Objective. Gather each line of the records where "React" appears.

Task material.
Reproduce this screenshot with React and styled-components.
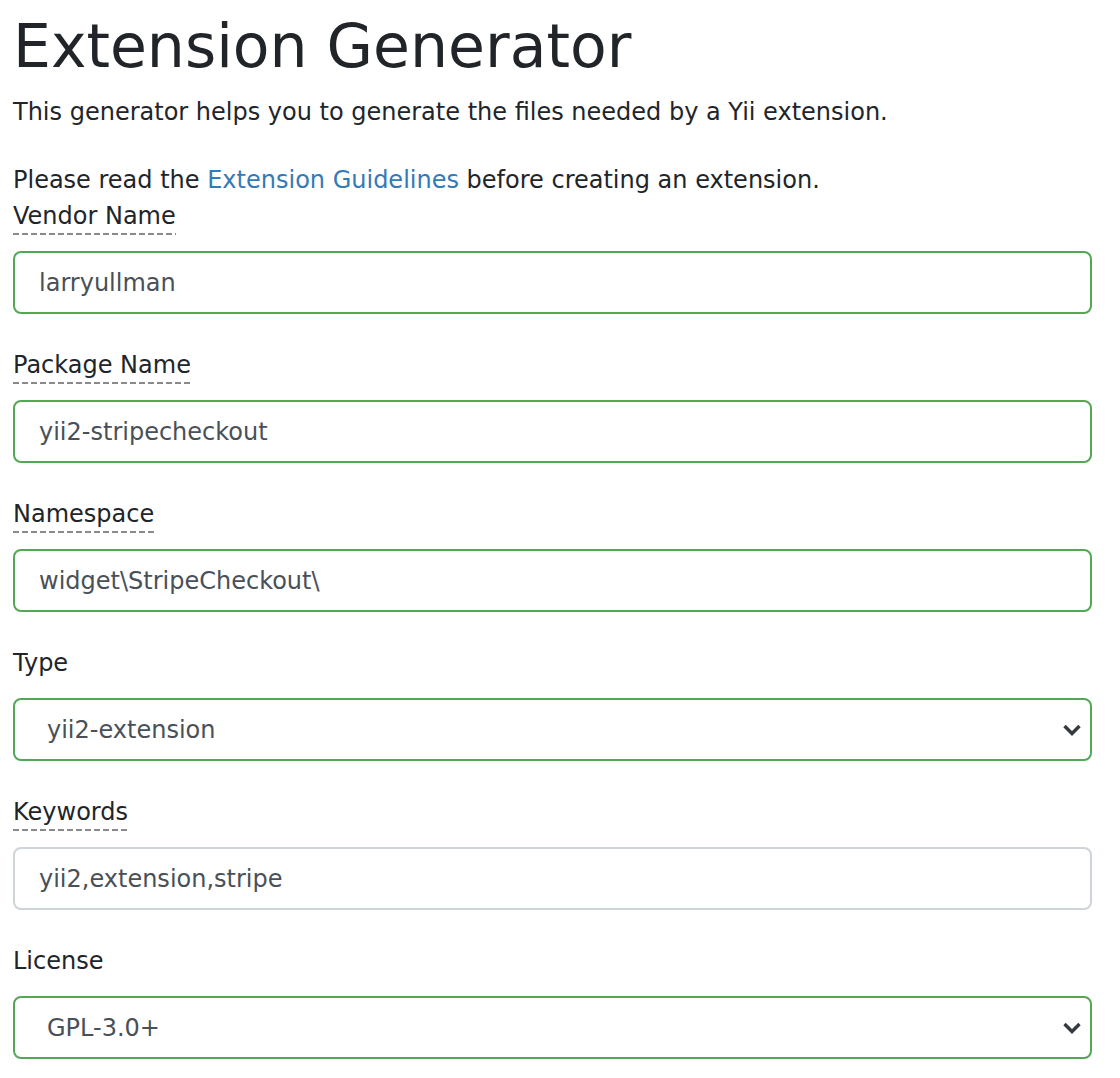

==

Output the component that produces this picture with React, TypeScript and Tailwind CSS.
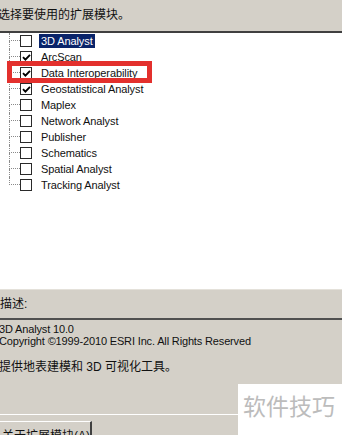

...

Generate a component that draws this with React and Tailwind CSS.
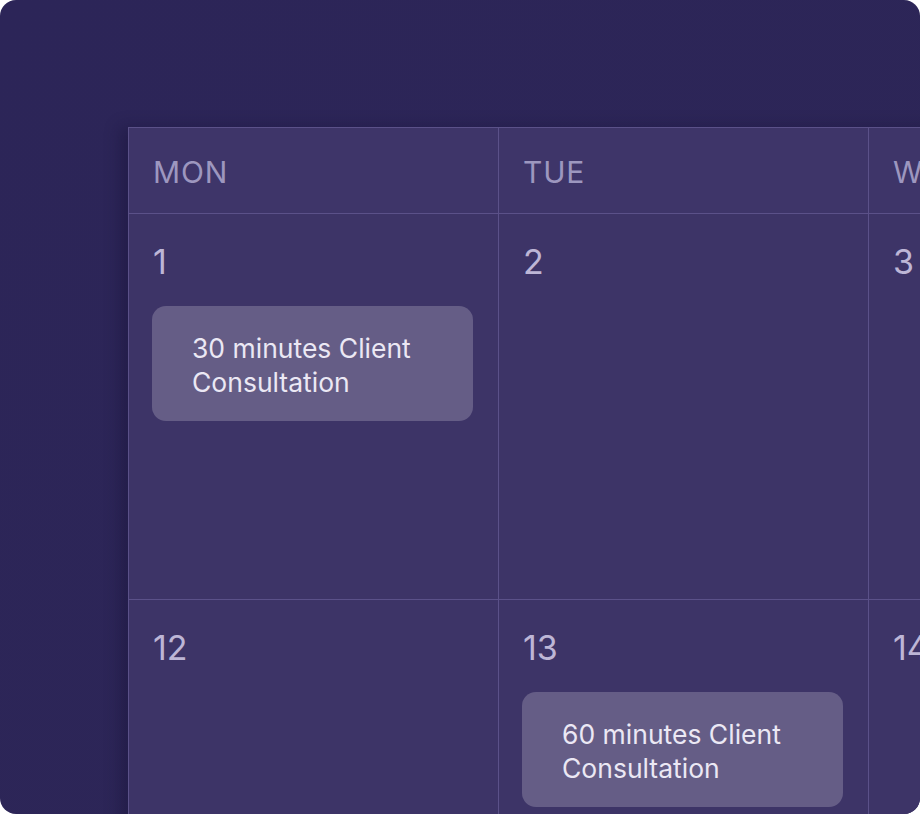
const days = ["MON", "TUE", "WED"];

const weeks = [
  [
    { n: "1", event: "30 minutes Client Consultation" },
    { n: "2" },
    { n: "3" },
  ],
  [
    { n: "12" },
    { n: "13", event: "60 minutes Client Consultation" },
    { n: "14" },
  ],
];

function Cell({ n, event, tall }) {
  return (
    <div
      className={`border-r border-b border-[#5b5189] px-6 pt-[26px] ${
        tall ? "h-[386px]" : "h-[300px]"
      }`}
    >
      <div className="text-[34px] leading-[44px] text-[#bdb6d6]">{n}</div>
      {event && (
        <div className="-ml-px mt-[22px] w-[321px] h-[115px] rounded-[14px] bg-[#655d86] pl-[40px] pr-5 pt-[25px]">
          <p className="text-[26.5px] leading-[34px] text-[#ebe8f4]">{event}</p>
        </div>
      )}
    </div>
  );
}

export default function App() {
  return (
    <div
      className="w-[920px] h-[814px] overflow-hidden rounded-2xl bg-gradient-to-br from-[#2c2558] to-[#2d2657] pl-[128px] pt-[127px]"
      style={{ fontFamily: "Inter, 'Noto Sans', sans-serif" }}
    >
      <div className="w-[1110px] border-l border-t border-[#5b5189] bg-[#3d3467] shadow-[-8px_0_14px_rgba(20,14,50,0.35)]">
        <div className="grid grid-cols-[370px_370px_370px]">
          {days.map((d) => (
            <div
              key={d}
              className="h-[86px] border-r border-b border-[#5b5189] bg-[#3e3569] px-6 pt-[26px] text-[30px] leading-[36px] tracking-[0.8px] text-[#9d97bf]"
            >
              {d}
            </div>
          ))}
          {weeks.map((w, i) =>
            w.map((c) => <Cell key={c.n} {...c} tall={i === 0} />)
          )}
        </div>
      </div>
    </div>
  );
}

Finished exercise.
Reproduce this screenshot with React and styled-components.
Output the component that produces this picture with React, TypeScript and Tailwind CSS.
Generate a component that draws this with React and Tailwind CSS.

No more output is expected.